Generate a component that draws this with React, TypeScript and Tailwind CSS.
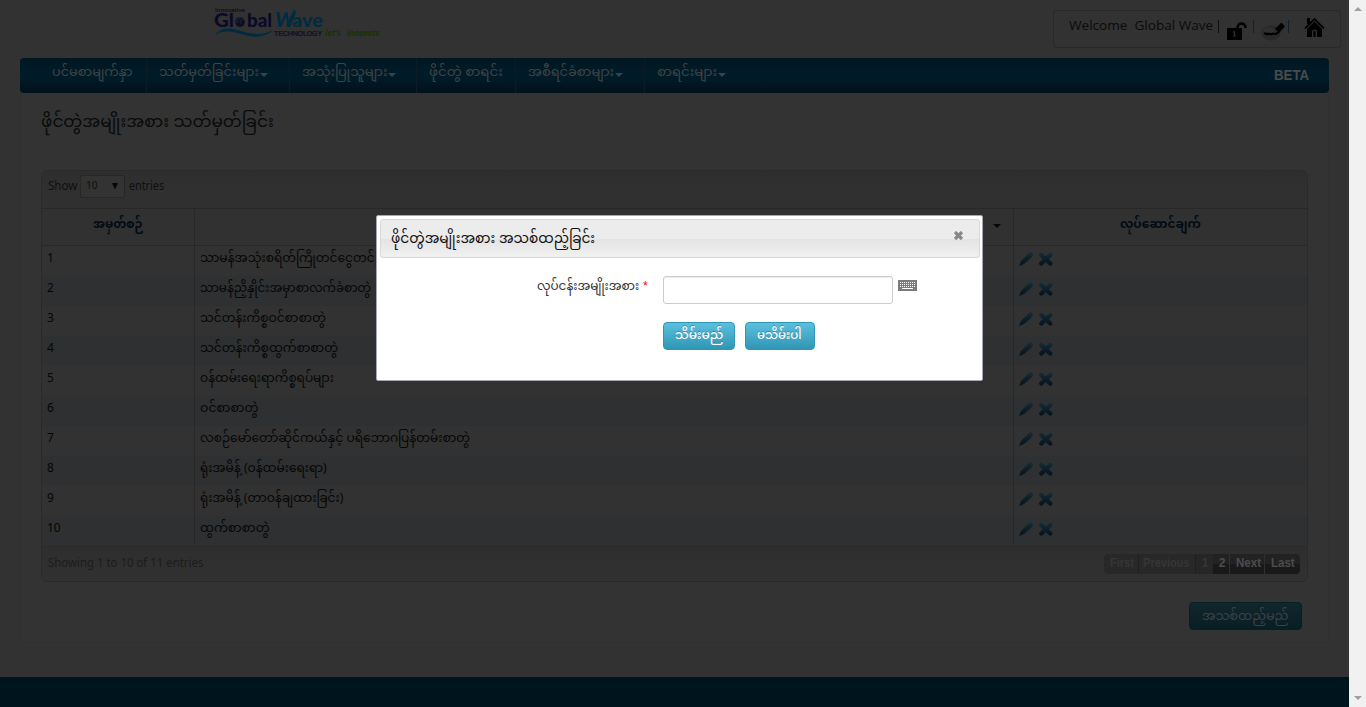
import React from "react";

const NAV = [
  { label: "ပင်မစာမျက်နှာ", caret: false, box: "w-[127px] pl-[32px]", text: "w-[81px]" },
  { label: "သတ်မှတ်ခြင်းများ", caret: true, box: "w-[143px] pl-[12px]", text: "w-[100px]" },
  { label: "အသုံးပြုသူများ", caret: true, box: "w-[127px] pl-[12px]", text: "w-[85px]" },
  { label: "ဖိုင်တွဲ စာရင်း", caret: false, box: "w-[99px] pl-[12px]", text: "w-[74px]" },
  { label: "အစီရင်ခံစာများ", caret: true, box: "w-[129px] pl-[12px]", text: "w-[86px]" },
  { label: "စာရင်းများ", caret: true, box: "w-[120px] pl-[12px]", text: "w-[60px]" },
];

const ROWS = [
  { label: "သာမန်အသုံးစရိတ်ကြိုတင်ငွေတင်ပြစာတွဲ", width: "w-[213px]" },
  { label: "သာမန်ညှိနှိုင်းအမှာစာလက်ခံစာတွဲ", width: "w-[171px]" },
  { label: "သင်တန်းကိစ္စဝင်စာစာတွဲ", width: "w-[126px]" },
  { label: "သင်တန်းကိစ္စထွက်စာစာတွဲ", width: "w-[138px]" },
  { label: "ဝန်ထမ်းရေးရာကိစ္စရပ်များ", width: "w-[134px]" },
  { label: "ဝင်စာစာတွဲ", width: "w-[58px]" },
  { label: "လစဉ်မော်တော်ဆိုင်ကယ်နှင့် ပရိဘောဂပြန်တမ်းစာတွဲ", width: "w-[270px]" },
  { label: "ရုံးအမိန့် (ဝန်ထမ်းရေးရာ)", width: "w-[127px]" },
  { label: "ရုံးအမိန့် (တာဝန်ချထားခြင်း)", width: "w-[143px]" },
  { label: "ထွက်စာစာတွဲ", width: "w-[70px]" },
];

/** Single line of text fitted to the width of its box. */
function Fit({ children, className }: { children: string; className: string }) {
  const ref = React.useRef<HTMLSpanElement>(null);
  const [scale, setScale] = React.useState(1);
  React.useLayoutEffect(() => {
    const el = ref.current;
    if (el && el.parentElement && el.offsetWidth) setScale(el.parentElement.clientWidth / el.offsetWidth);
  }, []);
  return (
    <span className={"block shrink-0 whitespace-nowrap " + className}>
      <span ref={ref} className="inline-block origin-left" style={{ transform: `scaleX(${scale})` }}>
        {children}
      </span>
    </span>
  );
}

function Logo() {
  return (
    <svg width="170" height="34" viewBox="0 0 170 34" className="mt-[6px] ml-[213px] block shrink-0">
      <text x="2" y="5.500" fontFamily="'Open Sans', sans-serif" fontSize="6" fontWeight="600" fill="#090920" textLength="30">Innovative</text>
      <g fontFamily="Lato, sans-serif" fontWeight="900" fontSize="18">
        <text x="1" y="20.500" fill="#0b0a26" textLength="20" lengthAdjust="spacingAndGlyphs">Gl</text>
        <text x="34" y="20.500" fill="#0b0a26" textLength="25" lengthAdjust="spacingAndGlyphs">bal</text>
        <text x="62" y="20.500" fill="#002c40" fontStyle="italic" fontSize="20" textLength="20" lengthAdjust="spacingAndGlyphs">W</text>
        <text x="79" y="20.500" fill="#002c40" textLength="31" lengthAdjust="spacingAndGlyphs">ave</text>
      </g>
      <path d="M74 20c3-5 5-12 8-16" fill="none" stroke="#002c40" strokeWidth="2" />
      <text x="61" y="30" fontFamily="'Liberation Sans', sans-serif" fontSize="6.500" fill="#0b0a26" stroke="#0b0a26" strokeWidth="0.200" textLength="48" lengthAdjust="spacingAndGlyphs">TECHNOLOGY</text>
      <circle cx="27" cy="16" r="4.800" fill="#0b0d26" />
      <path d="M28 12c-3 0-5 2-4 5M30.500 13.500c-3 0-4 2-3 4" fill="none" stroke="#243038" />
      <path d="M2 29c7-9 17-7 26-4 13 4 23 4 32-1-8 8-20 8-32 4-10-3-18-4-26 1z" fill="#002c40" />
      <text x="112" y="30" fontFamily="'Open Sans', sans-serif" fontStyle="italic" fontWeight="700" fontSize="8.500" fill="#163300" textLength="16" lengthAdjust="spacingAndGlyphs">let’s</text>
      <text x="134" y="30" fontFamily="'Open Sans', sans-serif" fontStyle="italic" fontWeight="700" fontSize="8.500" fill="#163300" textLength="33" lengthAdjust="spacingAndGlyphs">innovate</text>
    </svg>
  );
}

function HeaderTools() {
  return (
    <div className="mt-[10px] mr-[8px] flex h-[38px] w-[288px] rounded-[3px] border border-[#292929] bg-[#323232]">
      <div className="ml-[15px] w-[146px] shrink-0 pt-[4px] font-['Open_Sans',sans-serif] text-[13px] leading-[20px] whitespace-pre text-[#0b0b0b]">
        <Fit className="w-[144px]">{"Welcome\u00a0 Global Wave"}</Fit>
      </div>
      <svg width="115" height="36" viewBox="0 0 115 36" className="block shrink-0">
        <path d="M3.500 9v13" stroke="#160c18" />
        <path d="M38.500 9v13M73.500 9v13" stroke="#14202c" />
        <rect x="12" y="17" width="15" height="12" rx="1" fill="#000" />
        <path d="M22.500 18v-1c0-6 8-6 8 0" fill="none" stroke="#000" strokeWidth="2.400" />
        <path d="M19.500 20v5M18 21h2M18 25h3" stroke="#303030" strokeWidth="1.200" />
        <ellipse cx="56" cy="22" rx="9.500" ry="7.500" fill="#282828" />
        <ellipse cx="54" cy="20" rx="6" ry="4" fill="#2f2f2f" />
        <path d="M49 22.500h2l1 .8 2-.8 2 .8 2-.8 3 .5 4-3" fill="none" stroke="#000" strokeWidth="2" />
        <path d="M61 18l5.500-5.500 2.500 3-5 5z" fill="#000" stroke="#000" strokeWidth="1.500" strokeLinejoin="round" />
        <path d="M90 17.500l9.500-9.500 9.500 9.500" fill="none" stroke="#000" strokeWidth="1.800" />
        <path d="M92 18l7.500-7.500 7.500 7.500v8h-5v-5a2.500 2.500 0 0 0-5 0v5h-5z" fill="#000" />
        <rect x="92" y="7" width="3" height="6" fill="#000" />
        <path d="M98.300 26v-5a1.200 1.200 0 0 1 2.400 0v5z" fill="#000" />
      </svg>
    </div>
  );
}

function Caret({ className }: { className: string }) {
  return (
    <svg width="8" height="4" viewBox="0 0 8 4" className={"block shrink-0 " + className}>
      <path d="M0 0h8L4 4z" fill="currentColor" />
    </svg>
  );
}

function RowIcons() {
  return (
    <svg width="36" height="16" viewBox="0 0 36 16" className="block">
      <defs>
        <linearGradient id="ink" gradientUnits="userSpaceOnUse" x1="0" y1="1" x2="0" y2="15">
          <stop offset="0" stopColor="#152d39" />
          <stop offset="1" stopColor="#05111a" />
        </linearGradient>
      </defs>
      <path d="M0 15l2-5 8-8 2-1 2 3-2 3-7 6z" fill="url(#ink)" />
      <path d="M22.300 4l9 8.500M31.300 4l-9 8.500" stroke="url(#ink)" strokeWidth="4.400" strokeLinecap="round" fill="none" />
    </svg>
  );
}

function Pager() {
  return (
    <div className="mr-[7px] flex h-[20px] overflow-hidden rounded-[4px] font-['Liberation_Sans',sans-serif] text-[12px] leading-[19px] font-bold text-[#4c4c4c]">
      <div className="flex w-[35px] justify-end border-r border-[#1e1e1e] bg-[#282828] pr-[4px] text-[#363636]">
        <Fit className="w-[24px]">First</Fit>
      </div>
      <div className="flex w-[57px] justify-end border-r border-[#1e1e1e] bg-[#282828] pr-[5px] text-[#363636]">
        <Fit className="w-[47px]">Previous</Fit>
      </div>
      <div className="w-[17px] bg-[#262626] pl-[1px] text-center text-[#363636]">1</div>
      <div className="w-[17px] border-r border-[#303030] bg-linear-to-b from-[#222] from-50% to-[#191919] to-50% pl-[2px] text-center">2</div>
      <div className="flex w-[35px] justify-end border-r border-[#303030] bg-linear-to-b from-[#222] from-50% to-[#191919] to-50% pr-[3px]">
        <Fit className="w-[25px]">Next</Fit>
      </div>
      <div className="flex w-[35px] justify-end bg-linear-to-b from-[#222] from-50% to-[#191919] to-50% pr-[5px]">
        <Fit className="w-[24px]">Last</Fit>
      </div>
    </div>
  );
}

function Table() {
  return (
    <div className="ml-[20px] h-[412px] w-[1267px] overflow-hidden rounded-[6px] border border-[#2a2a2a] text-[12px] text-[#060606]">
      <div className="flex h-[37px] bg-linear-to-b from-[#2e2e2e] to-[#313131] pt-[4px] pl-[6px] text-[#101010]">
        <Fit className="mt-[2px] w-[29px] leading-[20px]">Show</Fit>
        <div className="ml-[3px] flex h-[23px] w-[45px] rounded-[2px] border border-[#272727] bg-[#333] pl-[5px] leading-[20px]">
          <Fit className="w-[12px] text-[11px]">10</Fit>
          <svg width="6" height="7" viewBox="0 0 6 7" className="mt-[7px] ml-[14px] block">
            <path d="M0 0h6L3 6.500z" fill="#060606" />
          </svg>
        </div>
        <Fit className="mt-[2px] ml-[4px] w-[35px] leading-[20px]">entries</Fit>
      </div>
      <div className="flex h-[38px] border-y border-[#282828] bg-[#313131] text-[12px] leading-[20px] font-bold text-[#010b14]">
        <div className="flex w-[153px] justify-center border-r border-[#282828] pt-[6px]">
          <Fit className="w-[50px]">အမှတ်စဉ်</Fit>
        </div>
        <div className="flex w-[819px] justify-end border-r border-[#282828] pt-[15px] pr-[12px]">
          <Caret className="text-[#060606]" />
        </div>
        <div className="flex w-[293px] justify-center pt-[6px]">
          <Fit className="w-[81px]">လုပ်ဆောင်ချက်</Fit>
        </div>
      </div>
      {ROWS.map((row, i) => (
        <div key={row.label} className={"flex h-[30px] leading-[20px] " + (i % 2 ? "bg-[#2e3031]" : "bg-[#323232]")}>
          <div className="w-[153px] border-r border-[#282828] pt-[3px] pl-[5px]">
            <Fit className={i === 9 ? "w-[14px]" : "w-[7px]"}>{String(i + 1)}</Fit>
          </div>
          <div className="w-[819px] border-r border-[#282828] pt-[3px] pl-[5px]">
            <Fit className={row.width}>{row.label}</Fit>
          </div>
          <div className="w-[293px] pt-[5px] pl-[5px]">
            <RowIcons />
          </div>
        </div>
      ))}
      <div className="flex h-[35px] items-center justify-between border-t border-[#2a2a2a] bg-linear-to-b from-[#2e2e2e] to-[#313131] pl-[6px]">
        <Fit className="w-[155px] text-[#1c1c1c]">Showing 1 to 10 of 11 entries</Fit>
        <Pager />
      </div>
    </div>
  );
}

function Dialog() {
  return (
    <div className="absolute top-[215px] left-[376px] h-[166px] w-[607px] rounded-[2px] border border-[#a6a6b4] bg-white py-[3px] pr-[2px] pl-[3px] text-[#111]">
      <div className="flex h-[39px] justify-between rounded-[3px] border border-[#d8d8d8] bg-linear-to-b from-[#ececec] from-50% via-[#e3e3e3] via-50% to-[#f1f1f1] pt-[8px] pr-[15px] pl-[10px] text-[14px] leading-[24px]">
        <Fit className="w-[204px]">ဖိုင်တွဲအမျိုးအစား အသစ်ထည့်ခြင်း</Fit>
        <svg width="11" height="10" viewBox="0 0 11 10" className="mt-[3px] block">
          <path d="M2 1l7 7M9 1l-7 7" stroke="#888" strokeWidth="3.200" />
        </svg>
      </div>
      <div className="mt-[18px] flex pl-[157px]">
        <div className="flex h-[28px] w-[126px] pt-px text-[12px] leading-[20px] text-[#333]">
          <Fit className="w-[102px]">လုပ်ငန်းအမျိုးအစား</Fit>
          <span className="ml-[4px] font-['Liberation_Sans',sans-serif] text-[12px] leading-[19px] text-[#f00]">*</span>
        </div>
        <input aria-label="လုပ်ငန်းအမျိုးအစား" className="block h-[28px] w-[230px] rounded-[3px] border border-[#ccc] bg-white px-2 shadow-[inset_0_1px_1px_rgba(0,0,0,0.075)]" />
        <svg width="19" height="11" viewBox="0 0 19 11" className="mt-[4px] ml-[5px] block">
          <path d="M0 0h19v11H0z" fill="#7b7b7b" />
          <path d="M2 2.500h15M2 4.500h15M2 6.500h15" stroke="#fff" strokeDasharray="1 1" />
          <path d="M4 8.500h11" stroke="#fff" />
        </svg>
      </div>
      <div className="mt-[18px] ml-[283px] flex gap-[10px] text-[13px] leading-[20px] font-medium text-white">
        <button className="flex h-[28px] w-[72px] justify-center rounded-[4px] border border-[#2f96b4] bg-linear-to-b from-[#5bc0de] to-[#2f96b4] pt-[3px] pr-px text-shadow-[0_-1px_0_rgba(0,0,0,0.25)]">
          <Fit className="w-[48px]">သိမ်းမည်</Fit>
        </button>
        <button className="flex h-[28px] w-[70px] justify-center rounded-[4px] border border-[#2f96b4] bg-linear-to-b from-[#5bc0de] to-[#2f96b4] pt-[3px] pr-px text-shadow-[0_-1px_0_rgba(0,0,0,0.25)]">
          <Fit className="w-[45px]">မသိမ်းပါ</Fit>
        </button>
      </div>
    </div>
  );
}

export default function App() {
  return (
    <div className="relative flex h-[707px] w-[1366px] overflow-hidden bg-[#f1f1f1] font-['Noto_Sans_Myanmar','Padauk','Myanmar_Text','Open_Sans',sans-serif]">
      <div className="flex w-[1349px] flex-col bg-[#323232] bg-[radial-gradient(#2e2e2e_0.6px,transparent_0.7px)] bg-[length:4px_4px]">
        <header className="flex h-[58px] shrink-0 items-start justify-between">
          <Logo />
          <HeaderTools />
        </header>
        <nav className="mx-[20px] flex h-[35px] shrink-0 rounded-[4px] bg-linear-to-b from-[#001722] via-[#001c29] via-50% to-[#00121b] text-[13px] leading-[20px] text-[#404445]">
          {NAV.map((item, i) => (
            <div key={item.label} className={"flex pt-[5px] " + (i < NAV.length - 1 ? "border-r border-[#0c1c22] " : "") + item.box}>
              <Fit className={item.text}>{item.label}</Fit>
              {item.caret && <Caret className="mt-[10px] ml-[1px] text-[#3b4145]" />}
            </div>
          ))}
          <div className="mr-[20px] ml-auto flex pt-[7px] font-['Liberation_Sans',sans-serif] text-[14px] font-bold text-[#4b4b4b]">
            <Fit className="w-[35px]">BETA</Fit>
          </div>
        </nav>
        <main className="mx-[20px] h-[550px] shrink-0 border border-t-0 border-[#303030] bg-[#333]">
          <h1 className="flex h-[77px] pt-[14px] pl-[20px] text-[17px] leading-[32px] text-[#0a0a0a]">
            <Fit className="w-[233px]">ဖိုင်တွဲအမျိုးအစား သတ်မှတ်ခြင်း</Fit>
          </h1>
          <Table />
          <div className="mt-[20px] mr-[26px] flex justify-end">
            <button className="flex h-[28px] w-[113px] justify-center rounded-[4px] border border-[#081e26] bg-linear-to-b from-[#12272d] to-[#091e24] pt-[4px] pr-px text-[13px] leading-[20px] text-[#3b4346]">
              <Fit className="w-[87px]">အသစ်ထည့်မည်</Fit>
            </button>
          </div>
        </main>
        <footer className="mt-auto h-[30px] shrink-0 bg-[#00141e]" />
      </div>
      <aside className="flex w-[17px] flex-col items-center justify-between pt-[7px] pb-[7px]">
        <Caret className="rotate-180 text-[#a0a0a0]" />
        <Caret className="text-[#a0a0a0]" />
      </aside>
      <Dialog />
    </div>
  );
}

-- -- --

Exercise prompt – Exactly reproduce the run of lines from the start of the listing through the line with "import React from", inclusive; pictures are not copied.

Written reply –
Generate a component that draws this with React, TypeScript and Tailwind CSS.
import React from "react";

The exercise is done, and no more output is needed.